Tuesday, December 30, 2008

Sausage risotto with parmesan and scallion

I found a great-looking sausage at The Fresh Market a few days ago and I've wondered what I should do with it.  With such a chill in the air (finally), a risotto sounded great.

Sauteed onion, butter (lots!), risotto, 3 cups vegetable stock, 1/2 cup grated parmesan, 3 large scallions and of course, the sausage ... 

It takes a while to make a risotto the traditional way - stirring and stirring and adding stock slowly while the rice soaks up all the tasty goodness - but it's a Tuesday night and I had the time.

After I cooked the rice to just a bit past al dente I added the sausage (which I'd sauteed earlier to give it a little color and flavor), cheese and scallion, pulled off the heat and let it "sit up" (as my Grandma might say).

YUM - it's a cool night outside - what better than a warm, hearty dish for supper!








Saturday, December 20, 2008

A New (at least, for me) Take On the Hushpuppie

I met some people for a friend's birthday supper last night (Happy Birthday Fred!) at a seafood restaurant out on the west-side.  It was a haul for me (almost far enough I felt I might need my passport) but the promise of catfish and the celebration a friend's birthday lured me.


If you're in the mood for fried seafood (and some fresh-water) and aren't put out by the room temperature bottle of tartar sauce, it might be worth a drive out - but not for the reasons you might think (see more below).

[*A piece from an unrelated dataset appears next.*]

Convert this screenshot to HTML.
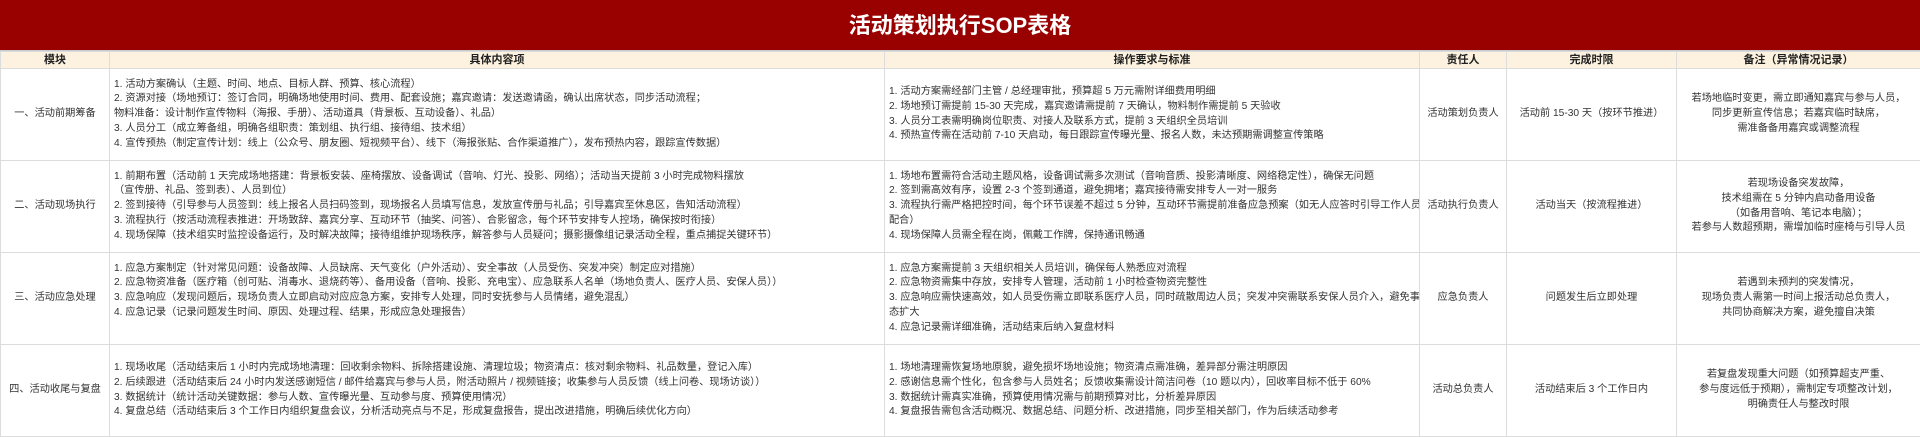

It reminded me of somewhere you might find in the old section of a beach town - lots of older people (it was very inexpensive), no alcohol (yes, NONE ... nothing ... couldn't get a cocktail), families and many large parties.  Damn near everything that swims in the water and isn't too exotic (no shark or octopus) is available, pretty much fried or broiled.

Lots of "platters" -

I had fried catfish with fried popcorn shrimp (I decided to go safe and not order something that isn't made that often) and combined, they were your standard, common fried fish plate.  The one thing about Bay Breeze that piqued my interest and made me smile was the hushpuppies.
They were circular - like little doughnuts.  I'm sure the kitchen has a doughnut dropper that they use with hushpuppie batter and drop into the oil.  I've never seen hushpuppies made like this and actually, I thought I had been served three little onion rings when my plate arrived.

The hushpuppies were tasty - simple, but they had a good onion flavor and were crisp on the outside.  When I think about it, taking into account the unexpected shape, they were REALLY good.  Not worth a FREQUENT drive out, however once in a while I'd be willing to take a journey to get ahold of the little devils!

Thursday, December 18, 2008

Let's Go Bistro - Supper for a Friend

My favorite thing in the world is cooking.  Cooking for myself, cooking for others ... be it a group or just one person, I rather like making people happy by serving something tasty.  Tonight, I made supper for a friend.  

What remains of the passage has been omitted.